Ceny ropy na giełdzie paliw w Nowym Jorku rosną po doniesieniach z Pekinu w sprawie stymulowania gospodarki Chin. Podobne ożywienie zapanowało na giełdzie metali LME w Londynie, gdzie w górę poszły ceny miedzi.
Podczas posiedzenia Biura Politycznego rządzącej w Chinach Partii Komunistycznej - najwyższego organu decyzyjnego kierowanego przez prezydenta Chin Xi Jinpinga, decydenci polityczni zasygnalizowali większe wsparcie dla borykającego się z problemami chińskiego sektora nieruchomości, a także chcą rozwiązania problemów samorządów z ich zadłużeniem, chociaż na razie nie ogłoszono bodźców dla gospodarki na dużą skalę.
Na rynkach rosną oczekiwania poprawy popytu na ropę, podczas gdy zacieśnia się sytuacja związana z podażą surowca na świecie.
Rynki zareagowały na deklaracje płynące z Pekinu.
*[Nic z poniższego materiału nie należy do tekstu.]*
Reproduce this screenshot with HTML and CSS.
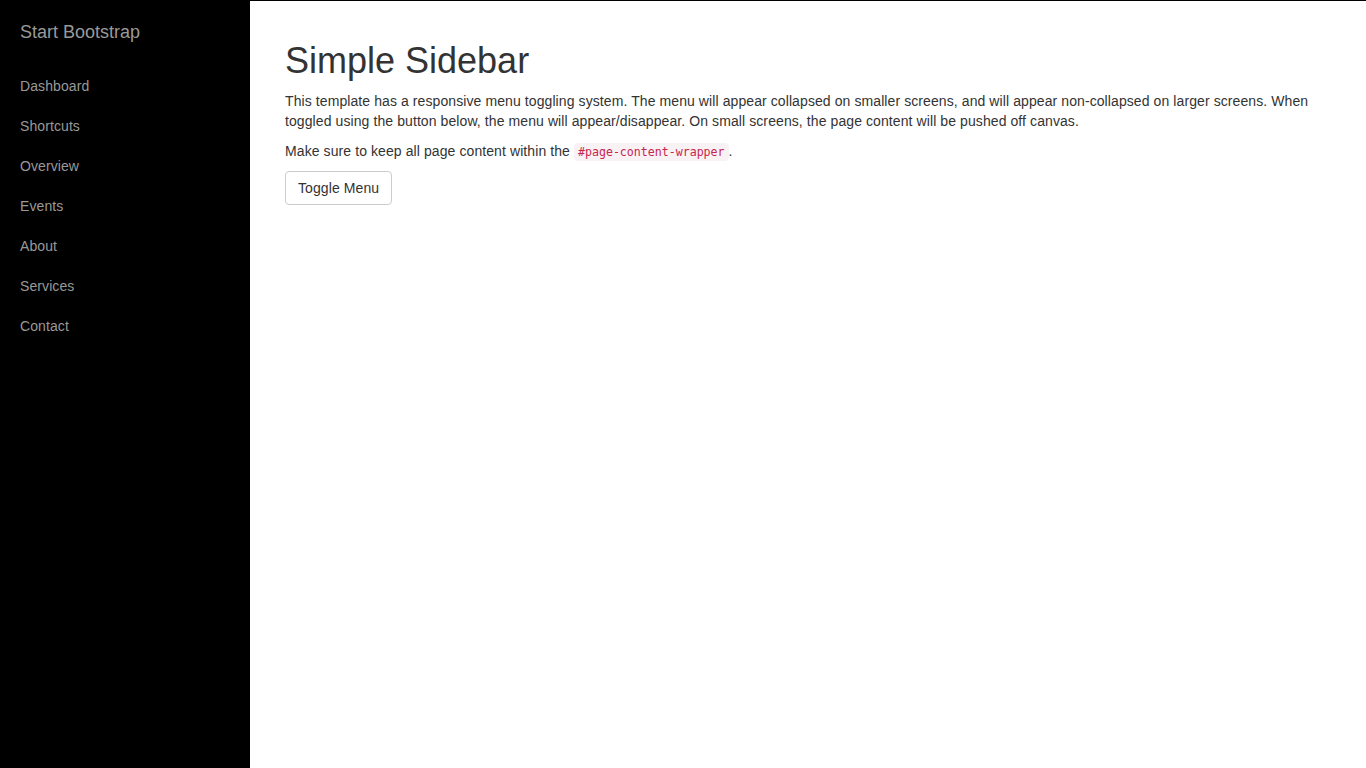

Ceny ropy wzrosły do najwyższego poziomu od 3 miesięcy.
Baryłka ropy West Texas Intermediate w dostawach na IX kosztuje na NYMEX w Nowym Jorku 79,00 USD, wyżej o 0,33 proc., po wzroście notowań w ciągu 3 poprzednich dni o ponad 4 proc.
Ropa Brent na ICE w dostawach na IX wyceniana jest po 82,95 USD za baryłkę, wyżej o 0,27 proc.
Miedź w dostawach 3-miesięcznych na LME jest wyceniana wyżej wobec 8.517 USD za tonę, notowanych na zakończenie poprzedniej sesji - podają maklerzy. Na Comex w Nowym Jorku miedź kosztuje 3,8945 USD za funt i zwyżkuje o 1,01 proc.
Rynek nieruchomości w Chinach odpowiada za ok. 40 proc. popytu na stale, ale też na miedź i inne metale bazowe.
Analitycy wskazują, ze brak na razie pakietu stymulacyjnego dla gospodarki Chin podobnego do "bazooki" nie jest jednak dla rynków zaskoczeniem biorąc pod uwagę fakt, że Biuro Polityczne chińskiej partii nie jest zazwyczaj miejscem, gdzie ogłaszane są konkretne środki wsparcia ekonomicznego, a władze Chin już wcześniej jasno dały do zrozumienia, że lubią wprowadzać środki wsparcia gospodarki "fragmentarycznie".